Speaking with The42 this week as he winds down his playing days, Keeshan calls the act an ‘off-the-ball’ incident. But when the fires of competition still burned at their brightest, he phrased it slightly differently to the Evening Echo:

“It was the first time in my career that anybody took a cheap shot like that.”

Lung punctured in October, Keeshan was back in commission by February when it was time for the reverse fixture.

The visiting Harlequins were on the verge of heaping salt on the out-half’s wound and led 22 – 13 approaching the closing minutes. Though Keeshan speaks with calm, it’s easy to imagine the venom fueling him as he steered Dolphin to a dramatic comeback.

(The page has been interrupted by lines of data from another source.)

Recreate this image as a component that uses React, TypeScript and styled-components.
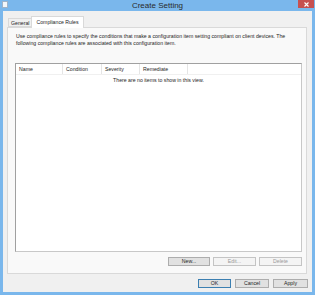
import styled, { createGlobalStyle } from 'styled-components'

const GlobalStyle = createGlobalStyle`
  html, body {
    margin: 0;
    padding: 0;
    background: #ffffff;
  }
  * {
    box-sizing: border-box;
  }
`

const columns = [
  { label: 'Name', width: 47 },
  { label: 'Condition', width: 39 },
  { label: 'Severity', width: 38 },
  { label: 'Remediate', width: 48 },
]

const App = () => {
  return (
    <>
      <GlobalStyle />
      <Window>
        <TitleBar>
          <AppIcon />
          <Title>Create Setting</Title>
          <CloseButton>
            <svg width="5" height="5" viewBox="0 0 5 5">
              <path d="M0.5 0.5 L4.5 4.5 M4.5 0.5 L0.5 4.5" stroke="#ffffff" strokeWidth="1.1" />
            </svg>
          </CloseButton>
        </TitleBar>

        <Client>
          <TabStrip>
            <Tab>General</Tab>
            <Tab $active>Compliance Rules</Tab>
          </TabStrip>

          <TabPanel>
            <Description>
              Use compliance rules to specify the conditions that make a configuration item setting compliant on client devices. The following compliance rules are associated with this configuration item.
            </Description>

            <ListBox>
              <HeaderRow>
                {columns.map((col) => (
                  <HeaderCell key={col.label} style={{ width: col.width }}>
                    {col.label}
                  </HeaderCell>
                ))}
              </HeaderRow>
              <EmptyText>There are no items to show in this view.</EmptyText>
            </ListBox>

            <ButtonRow>
              <Button $width={42}>New...</Button>
              <Button $width={43} disabled>Edit...</Button>
              <Button $width={43} disabled>Delete</Button>
            </ButtonRow>
          </TabPanel>

          <Footer>
            <Button $width={33} $default>OK</Button>
            <Button $width={34}>Cancel</Button>
            <Button $width={35}>Apply</Button>
          </Footer>
        </Client>
      </Window>
    </>
  )
}

export default App

const Window = styled('div')`
  width: 315px;
  height: 295px;
  display: flex;
  flex-direction: column;
  background-color: #7ab7ec;
  padding: 0 3px 3px 3px;
  font-family: 'Liberation Sans', Arial, sans-serif;
  font-size: 5px;
  color: #1e1e1e;
`

const TitleBar = styled('div')`
  height: 11px;
  display: flex;
  align-items: center;
  justify-content: center;
  position: relative;
`

const AppIcon = styled('div')`
  position: absolute;
  left: -1px;
  top: 1px;
  width: 6px;
  height: 7px;
  background: #f4f7fa;
  border: 1px solid #9fb3c8;
`

const Title = styled('span')`
  font-family: 'Liberation Sans', Arial, sans-serif;
  font-size: 8px;
  color: #2a2a2a;
  margin-top: -1px;
`

const CloseButton = styled('div')`
  position: absolute;
  right: -2px;
  top: 0;
  width: 16px;
  height: 8px;
  background-color: #c75050;
  display: flex;
  align-items: center;
  justify-content: center;
`

const Client = styled('div')`
  flex: 1;
  display: flex;
  flex-direction: column;
  background-color: #f0f0f0;
  padding: 5px 5px 0 4px;
`

const TabStrip = styled('div')`
  display: flex;
  align-items: flex-end;
  height: 11px;
  padding-left: 1px;
  position: relative;
  z-index: 1;
`

const Tab = styled('div')<{ $active?: boolean }>`
  height: ${(p) => (p.$active ? '12px' : '9px')};
  margin-bottom: ${(p) => (p.$active ? '-1px' : '0')};
  padding: ${(p) => (p.$active ? '2px 4px 0' : '1px 2px 0')};
  border: 1px solid #d9d9d9;
  border-bottom: ${(p) => (p.$active ? 'none' : '1px solid #d9d9d9')};
  margin-left: ${(p) => (p.$active ? '-1px' : '0')};
  background-color: ${(p) => (p.$active ? '#ffffff' : '#f0f0f0')};
  font-size: 5.2px;
  line-height: 6px;
  white-space: nowrap;
`

const TabPanel = styled('div')`
  height: 247px;
  display: flex;
  flex-direction: column;
  border: 1px solid #d9d9d9;
  background-color: #f9f9f9;
  padding: 5px 4px 0 7px;
`

const Description = styled('p')`
  margin: 0 0 0 1px;
  font-size: 5.2px;
  line-height: 7px;
  color: #1e1e1e;
  padding-right: 14px;
`

const ListBox = styled('div')`
  margin-top: 16px;
  height: 189px;
  border: 1px solid #a0a0a0;
  border-right-color: #c8c8c8;
  border-bottom-color: #c8c8c8;
  background-color: #ffffff;
`

const HeaderRow = styled('div')`
  display: flex;
  height: 11px;
  border-bottom: 1px solid #f0f0f0;
`

const HeaderCell = styled('div')`
  display: flex;
  align-items: center;
  padding-left: 3px;
  border-right: 1px solid #e5e5e5;
  font-size: 5.2px;
  color: #1e1e1e;
  white-space: nowrap;
`

const EmptyText = styled('div')`
  text-align: center;
  margin-top: 2px;
  font-size: 5.2px;
  color: #1e1e1e;
`

const ButtonRow = styled('div')`
  display: flex;
  justify-content: flex-end;
  gap: 3px;
  margin-top: 5px;
`

const Footer = styled('div')`
  display: flex;
  justify-content: flex-end;
  gap: 4px;
  padding-top: 5px;
  margin-right: -1px;
`

const Button = styled('button')<{ $width: number; $default?: boolean }>`
  width: ${(p) => p.$width}px;
  height: 9px;
  padding: 0;
  border: 1px solid ${(p) => (p.$default ? '#3c7fb1' : '#adadad')};
  background-color: #e1e1e1;
  font-family: 'Liberation Sans', Arial, sans-serif;
  font-size: 5.2px;
  line-height: 7px;
  color: #1e1e1e;

  &:disabled {
    border-color: #c4c4c4;
    background-color: #f4f4f4;
    color: #9a9a9a;
  }
`
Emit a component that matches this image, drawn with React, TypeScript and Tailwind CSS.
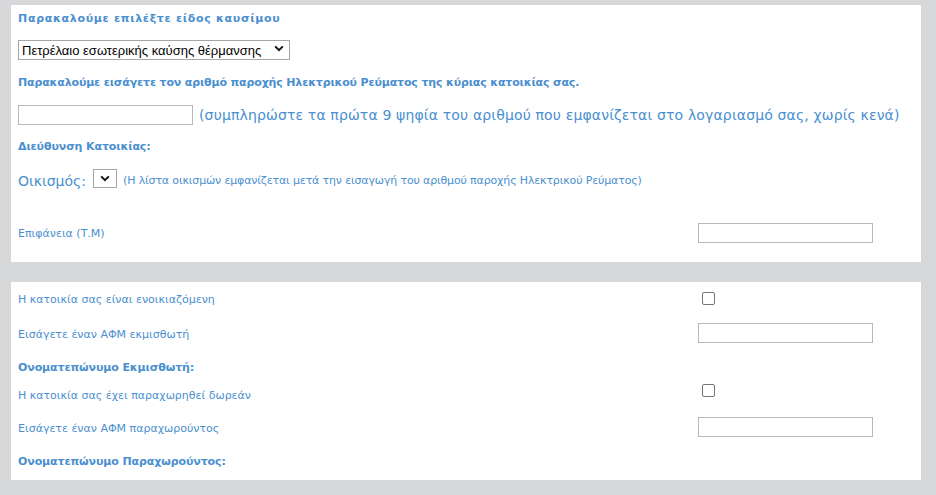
import React from "react";

const F = { fontFamily: '"DejaVu Sans", Verdana, sans-serif' };

function Chevron({ className = "" }: { className?: string }) {
  return (
    <svg className={className} width="10" height="7" viewBox="0 0 10 7" fill="none">
      <path d="M1.2 1.4 L5 5.2 L8.8 1.4" stroke="#111" strokeWidth="2" />
    </svg>
  );
}

function TextBox() {
  return <input type="text" className="w-[175px] h-[20px] border border-[#b8b8b8] bg-white outline-none" />;
}

function Check() {
  return (
    <input
      type="checkbox"
      className="appearance-none w-[13px] h-[13px] ml-[4px] border border-[#767676] rounded-[2px] bg-white"
    />
  );
}

export default function App() {
  const blue = "text-[#4a8fcf]";
  return (
    <div className="w-[936px] h-[495px] bg-[#d7d8da] pt-[5px] pl-[11px] pr-[15px]" style={F}>
      <div className="bg-white h-[257px] px-[7px]">
        <div className={`h-[26px] pt-[2px] flex items-center text-[11px] font-bold tracking-[0.7px] ${blue}`}>
          Παρακαλούμε επιλέξτε είδος καυσίμου
        </div>
        <div className="h-[37px] flex items-center">
          <div className="relative">
            <select
              className="appearance-none w-[272px] h-[20px] border border-[#a6a6a6] bg-white pl-[3px] text-[13px] text-black outline-none"
              style={{ fontFamily: '"Liberation Sans", Arial, sans-serif' }}
            >
              <option>Πετρέλαιο εσωτερικής καύσης θέρμανσης</option>
            </select>
            <Chevron className="absolute right-[6px] top-[7px] pointer-events-none" />
          </div>
        </div>
        <div className={`h-[30px] flex items-center text-[11px] font-bold tracking-[-0.15px] ${blue}`}>
          Παρακαλούμε εισάγετε τον αριθμό παροχής Ηλεκτρικού Ρεύματος της κύριας κατοικίας σας.
        </div>
        <div className="h-[34px] flex items-center gap-[6px]">
          <TextBox />
          <span className={`text-[14px] tracking-[0.15px] whitespace-nowrap ${blue}`}>
            (συμπληρώστε τα πρώτα 9 ψηφία του αριθμού που εμφανίζεται στο λογαριασμό σας, χωρίς κενά)
          </span>
        </div>
        <div className={`h-[30px] flex items-center text-[11px] font-bold tracking-[-0.1px] ${blue}`}>Διεύθυνση Κατοικίας:</div>
        <div className="h-[38px] flex items-center">
          <span className={`text-[14px] ${blue}`}>Οικισμός:</span>
          <div className="relative ml-[7px]">
            <select className="appearance-none w-[24px] h-[19px] border border-[#a6a6a6] bg-white outline-none" />
            <Chevron className="absolute left-[7px] top-[6px] pointer-events-none" />
          </div>
          <span className={`ml-[6px] text-[11px] tracking-[-0.15px] ${blue}`}>
            (Η λίστα οικισμών εμφανίζεται μετά την εισαγωγή του αριθμού παροχής Ηλεκτρικού Ρεύματος)
          </span>
        </div>
        <div className="h-[13px]" />
        <div className="h-[39px] flex items-center">
          <span className={`w-[680px] text-[11px] pt-[4px] ${blue}`}>Επιφάνεια (Τ.Μ)</span>
          <TextBox />
        </div>
      </div>

      <div className="bg-white h-[198px] mt-[20px] px-[7px]">
        <div className="h-[32px] flex items-center">
          <span className={`w-[680px] text-[11px] pt-[5px] ${blue}`}>Η κατοικία σας είναι ενοικιαζόμενη</span>
          <Check />
        </div>
        <div className="h-[38px] flex items-center">
          <span className={`w-[680px] text-[11px] pt-[4px] ${blue}`}>Εισάγετε έναν ΑΦΜ εκμισθωτή</span>
          <TextBox />
        </div>
        <div className={`h-[30px] pt-[2px] flex items-center text-[11px] font-bold tracking-[-0.1px] ${blue}`}>Ονοματεπώνυμο Εκμισθωτή:</div>
        <div className="h-[24px] flex items-center">
          <span className={`w-[680px] text-[11px] pt-[4px] ${blue}`}>Η κατοικία σας έχει παραχωρηθεί δωρεάν</span>
          <span className="-mt-[5px]"><Check /></span>
        </div>
        <div className="h-[42px] flex items-center">
          <span className={`w-[680px] text-[11px] pt-[4px] ${blue}`}>Εισάγετε έναν ΑΦΜ παραχωρούντος</span>
          <TextBox />
        </div>
        <div className={`h-[28px] pt-[1px] flex items-center text-[11px] font-bold tracking-[-0.1px] ${blue}`}>Ονοματεπώνυμο Παραχωρούντος:</div>
      </div>
    </div>
  );
}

“If we had lost we could have been dragged into a relegation battle ourselves. We played poorly, but we got a long-range kick (from half-way) from Cian McGovern then we scored a try and were one point down and I had the conversion to win it.”

Revenge felt cold and sweet as Harlequins went down, but two years older and wiser he feels their pain now as Dolphin wear their own relegation.

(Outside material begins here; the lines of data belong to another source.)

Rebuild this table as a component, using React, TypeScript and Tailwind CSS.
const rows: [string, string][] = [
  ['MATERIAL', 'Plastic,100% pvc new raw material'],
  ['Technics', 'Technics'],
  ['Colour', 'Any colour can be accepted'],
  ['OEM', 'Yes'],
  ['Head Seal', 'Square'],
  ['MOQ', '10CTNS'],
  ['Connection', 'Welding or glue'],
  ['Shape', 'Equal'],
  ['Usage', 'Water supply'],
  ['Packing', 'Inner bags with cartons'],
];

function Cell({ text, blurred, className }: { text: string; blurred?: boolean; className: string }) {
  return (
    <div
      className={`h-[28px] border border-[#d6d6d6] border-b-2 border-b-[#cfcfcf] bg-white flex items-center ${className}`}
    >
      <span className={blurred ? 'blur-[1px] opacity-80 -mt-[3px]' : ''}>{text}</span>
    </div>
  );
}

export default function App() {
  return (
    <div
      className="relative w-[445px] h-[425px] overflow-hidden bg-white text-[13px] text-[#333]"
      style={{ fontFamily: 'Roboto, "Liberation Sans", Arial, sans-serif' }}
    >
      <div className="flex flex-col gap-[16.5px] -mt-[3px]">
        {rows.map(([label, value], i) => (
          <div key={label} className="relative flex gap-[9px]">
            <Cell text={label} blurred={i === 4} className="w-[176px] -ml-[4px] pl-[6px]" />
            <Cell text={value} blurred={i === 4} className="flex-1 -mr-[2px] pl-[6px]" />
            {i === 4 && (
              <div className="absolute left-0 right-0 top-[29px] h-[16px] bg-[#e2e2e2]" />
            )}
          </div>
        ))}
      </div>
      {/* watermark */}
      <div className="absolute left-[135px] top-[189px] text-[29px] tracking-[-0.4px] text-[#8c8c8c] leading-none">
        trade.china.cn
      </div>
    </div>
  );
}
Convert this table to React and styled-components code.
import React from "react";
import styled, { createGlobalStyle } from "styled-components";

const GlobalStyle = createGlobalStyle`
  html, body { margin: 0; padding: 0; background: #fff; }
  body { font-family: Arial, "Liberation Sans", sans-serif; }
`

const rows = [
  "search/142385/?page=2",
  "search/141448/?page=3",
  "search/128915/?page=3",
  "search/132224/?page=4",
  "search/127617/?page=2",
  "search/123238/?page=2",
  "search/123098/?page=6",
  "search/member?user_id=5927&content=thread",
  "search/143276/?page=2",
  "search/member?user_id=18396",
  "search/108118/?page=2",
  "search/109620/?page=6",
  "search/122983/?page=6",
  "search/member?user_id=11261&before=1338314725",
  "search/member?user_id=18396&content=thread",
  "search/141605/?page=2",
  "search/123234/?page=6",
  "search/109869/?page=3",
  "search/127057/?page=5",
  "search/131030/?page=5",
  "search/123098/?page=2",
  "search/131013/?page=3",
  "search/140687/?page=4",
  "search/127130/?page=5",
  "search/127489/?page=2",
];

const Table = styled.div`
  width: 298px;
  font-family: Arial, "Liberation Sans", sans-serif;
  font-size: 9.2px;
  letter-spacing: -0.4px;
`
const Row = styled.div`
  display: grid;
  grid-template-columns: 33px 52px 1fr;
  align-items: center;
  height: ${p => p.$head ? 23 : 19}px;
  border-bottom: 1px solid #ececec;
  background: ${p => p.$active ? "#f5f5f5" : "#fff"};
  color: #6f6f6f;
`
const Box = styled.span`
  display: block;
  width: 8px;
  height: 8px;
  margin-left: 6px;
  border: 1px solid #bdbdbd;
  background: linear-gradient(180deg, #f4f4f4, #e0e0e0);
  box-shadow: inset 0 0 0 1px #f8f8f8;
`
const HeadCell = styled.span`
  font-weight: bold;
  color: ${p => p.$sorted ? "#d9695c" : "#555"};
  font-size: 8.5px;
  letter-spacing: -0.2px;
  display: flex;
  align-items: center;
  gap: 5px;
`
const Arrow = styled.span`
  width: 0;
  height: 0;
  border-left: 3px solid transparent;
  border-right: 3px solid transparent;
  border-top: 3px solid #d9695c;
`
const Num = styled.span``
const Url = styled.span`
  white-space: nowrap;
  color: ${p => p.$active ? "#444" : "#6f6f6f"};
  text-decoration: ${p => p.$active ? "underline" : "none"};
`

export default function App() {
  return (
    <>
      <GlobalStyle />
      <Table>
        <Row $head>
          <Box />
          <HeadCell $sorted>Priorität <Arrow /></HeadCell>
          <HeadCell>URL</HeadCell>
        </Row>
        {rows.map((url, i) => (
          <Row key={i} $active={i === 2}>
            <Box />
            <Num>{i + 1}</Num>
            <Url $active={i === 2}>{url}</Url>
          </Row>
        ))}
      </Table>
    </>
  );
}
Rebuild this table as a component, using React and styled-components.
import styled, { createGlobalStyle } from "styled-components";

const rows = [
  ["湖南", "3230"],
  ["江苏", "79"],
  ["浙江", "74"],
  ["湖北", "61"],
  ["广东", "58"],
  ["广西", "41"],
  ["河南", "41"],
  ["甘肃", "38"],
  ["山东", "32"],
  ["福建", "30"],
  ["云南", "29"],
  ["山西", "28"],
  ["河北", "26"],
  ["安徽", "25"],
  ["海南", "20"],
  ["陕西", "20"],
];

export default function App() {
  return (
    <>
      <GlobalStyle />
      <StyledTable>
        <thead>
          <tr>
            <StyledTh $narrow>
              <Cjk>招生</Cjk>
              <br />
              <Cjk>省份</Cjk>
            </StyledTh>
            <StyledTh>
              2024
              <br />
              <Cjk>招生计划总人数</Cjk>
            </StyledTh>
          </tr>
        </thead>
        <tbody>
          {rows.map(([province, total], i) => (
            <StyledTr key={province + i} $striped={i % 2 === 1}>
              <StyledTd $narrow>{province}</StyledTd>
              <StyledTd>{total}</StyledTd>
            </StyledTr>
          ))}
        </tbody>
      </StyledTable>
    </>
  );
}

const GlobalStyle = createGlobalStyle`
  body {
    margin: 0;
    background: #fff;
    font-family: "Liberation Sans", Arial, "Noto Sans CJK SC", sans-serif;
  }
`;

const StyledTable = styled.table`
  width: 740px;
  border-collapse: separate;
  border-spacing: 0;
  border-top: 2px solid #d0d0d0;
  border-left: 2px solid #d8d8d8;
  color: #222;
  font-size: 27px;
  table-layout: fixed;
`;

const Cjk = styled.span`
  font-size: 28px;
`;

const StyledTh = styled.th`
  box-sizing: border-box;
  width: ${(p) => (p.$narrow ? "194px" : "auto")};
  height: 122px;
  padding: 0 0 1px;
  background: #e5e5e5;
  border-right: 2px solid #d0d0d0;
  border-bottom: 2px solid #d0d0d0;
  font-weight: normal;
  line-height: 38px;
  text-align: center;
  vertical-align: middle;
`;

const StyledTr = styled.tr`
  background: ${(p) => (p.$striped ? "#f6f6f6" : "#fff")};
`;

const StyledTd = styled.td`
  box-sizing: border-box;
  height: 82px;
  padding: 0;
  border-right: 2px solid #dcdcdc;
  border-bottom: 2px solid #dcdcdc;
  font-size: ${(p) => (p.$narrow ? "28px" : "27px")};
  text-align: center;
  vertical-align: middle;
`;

Barry Keeshan Ryan Byrne / INPHO Ryan Byrne / INPHO / INPHO

A consistent feature of his favourite memories are the times Dolphin played relatively poorly and still found a way to win. It was a trait to be celebrated when they were stringing together results to earn promotion or power safely clear of relegation last season. Unfortunately, this campaign has seen a litany of fine margins shaded the wrong way.

Rather than Keeshan the record-setting player, it’s now Keeshan the coach, working behind head coach Chris Rowe, who must find ways to tilt the balance back the way of the navy and yellow club.

Keeshan has always been a hard taskmaster on the field. That fiery drive for improvement isn’t likely to dwindle when he can no longer shoulder the responsibility of playmaking and striking game-changing points.

Yet in these final weeks as a player, sadly with the rest of the table out of reach, Keeshan has every right to stop and smell the roses and add to a sensational record that will see few challengers.